DATA SHOWN →
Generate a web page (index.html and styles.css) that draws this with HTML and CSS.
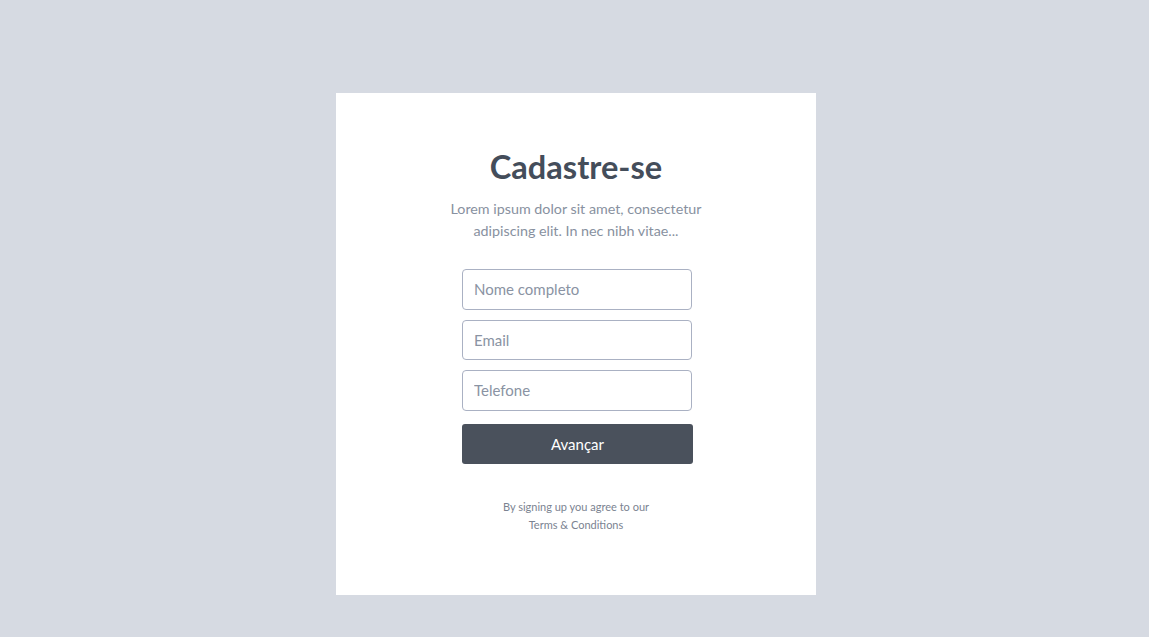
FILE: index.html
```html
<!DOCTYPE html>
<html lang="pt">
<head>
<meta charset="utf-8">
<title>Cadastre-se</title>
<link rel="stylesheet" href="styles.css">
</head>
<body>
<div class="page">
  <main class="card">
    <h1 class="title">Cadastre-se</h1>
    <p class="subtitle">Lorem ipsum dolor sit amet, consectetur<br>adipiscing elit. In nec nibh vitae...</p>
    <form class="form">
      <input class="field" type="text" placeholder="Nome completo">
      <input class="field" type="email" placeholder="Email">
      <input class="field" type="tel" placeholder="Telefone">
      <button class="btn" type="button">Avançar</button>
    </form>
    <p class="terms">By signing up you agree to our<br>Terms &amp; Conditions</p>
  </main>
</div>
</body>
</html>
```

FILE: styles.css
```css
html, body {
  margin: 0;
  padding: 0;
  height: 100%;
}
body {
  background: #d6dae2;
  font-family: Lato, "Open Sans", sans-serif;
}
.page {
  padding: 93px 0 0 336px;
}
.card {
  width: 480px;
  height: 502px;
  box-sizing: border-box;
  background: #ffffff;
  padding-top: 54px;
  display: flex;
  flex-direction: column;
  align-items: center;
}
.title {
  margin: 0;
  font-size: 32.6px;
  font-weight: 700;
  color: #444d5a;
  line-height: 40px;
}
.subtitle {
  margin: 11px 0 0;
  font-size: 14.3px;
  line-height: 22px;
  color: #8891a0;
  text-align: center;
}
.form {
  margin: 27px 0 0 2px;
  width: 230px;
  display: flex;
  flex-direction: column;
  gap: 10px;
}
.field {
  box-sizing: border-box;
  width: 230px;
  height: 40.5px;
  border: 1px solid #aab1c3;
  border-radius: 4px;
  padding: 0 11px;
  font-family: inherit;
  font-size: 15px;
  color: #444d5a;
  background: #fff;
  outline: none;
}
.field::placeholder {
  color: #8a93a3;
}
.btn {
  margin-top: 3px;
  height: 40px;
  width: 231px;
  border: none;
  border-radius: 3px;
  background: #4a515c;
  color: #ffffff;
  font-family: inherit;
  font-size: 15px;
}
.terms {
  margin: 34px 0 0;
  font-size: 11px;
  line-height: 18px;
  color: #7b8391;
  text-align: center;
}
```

PROBLEM DESCRIPTION → Restate the whole listing above exactly, please, omitting every image.

EXERCISE SOLUTION →
Generate a web page (index.html and styles.css) that draws this with HTML and CSS.
FILE: index.html
```html
<!DOCTYPE html>
<html lang="pt">
<head>
<meta charset="utf-8">
<title>Cadastre-se</title>
<link rel="stylesheet" href="styles.css">
</head>
<body>
<div class="page">
  <main class="card">
    <h1 class="title">Cadastre-se</h1>
    <p class="subtitle">Lorem ipsum dolor sit amet, consectetur<br>adipiscing elit. In nec nibh vitae...</p>
    <form class="form">
      <input class="field" type="text" placeholder="Nome completo">
      <input class="field" type="email" placeholder="Email">
      <input class="field" type="tel" placeholder="Telefone">
      <button class="btn" type="button">Avançar</button>
    </form>
    <p class="terms">By signing up you agree to our<br>Terms &amp; Conditions</p>
  </main>
</div>
</body>
</html>
```

FILE: styles.css
```css
html, body {
  margin: 0;
  padding: 0;
  height: 100%;
}
body {
  background: #d6dae2;
  font-family: Lato, "Open Sans", sans-serif;
}
.page {
  padding: 93px 0 0 336px;
}
.card {
  width: 480px;
  height: 502px;
  box-sizing: border-box;
  background: #ffffff;
  padding-top: 54px;
  display: flex;
  flex-direction: column;
  align-items: center;
}
.title {
  margin: 0;
  font-size: 32.6px;
  font-weight: 700;
  color: #444d5a;
  line-height: 40px;
}
.subtitle {
  margin: 11px 0 0;
  font-size: 14.3px;
  line-height: 22px;
  color: #8891a0;
  text-align: center;
}
.form {
  margin: 27px 0 0 2px;
  width: 230px;
  display: flex;
  flex-direction: column;
  gap: 10px;
}
.field {
  box-sizing: border-box;
  width: 230px;
  height: 40.5px;
  border: 1px solid #aab1c3;
  border-radius: 4px;
  padding: 0 11px;
  font-family: inherit;
  font-size: 15px;
  color: #444d5a;
  background: #fff;
  outline: none;
}
.field::placeholder {
  color: #8a93a3;
}
.btn {
  margin-top: 3px;
  height: 40px;
  width: 231px;
  border: none;
  border-radius: 3px;
  background: #4a515c;
  color: #ffffff;
  font-family: inherit;
  font-size: 15px;
}
.terms {
  margin: 34px 0 0;
  font-size: 11px;
  line-height: 18px;
  color: #7b8391;
  text-align: center;
}
```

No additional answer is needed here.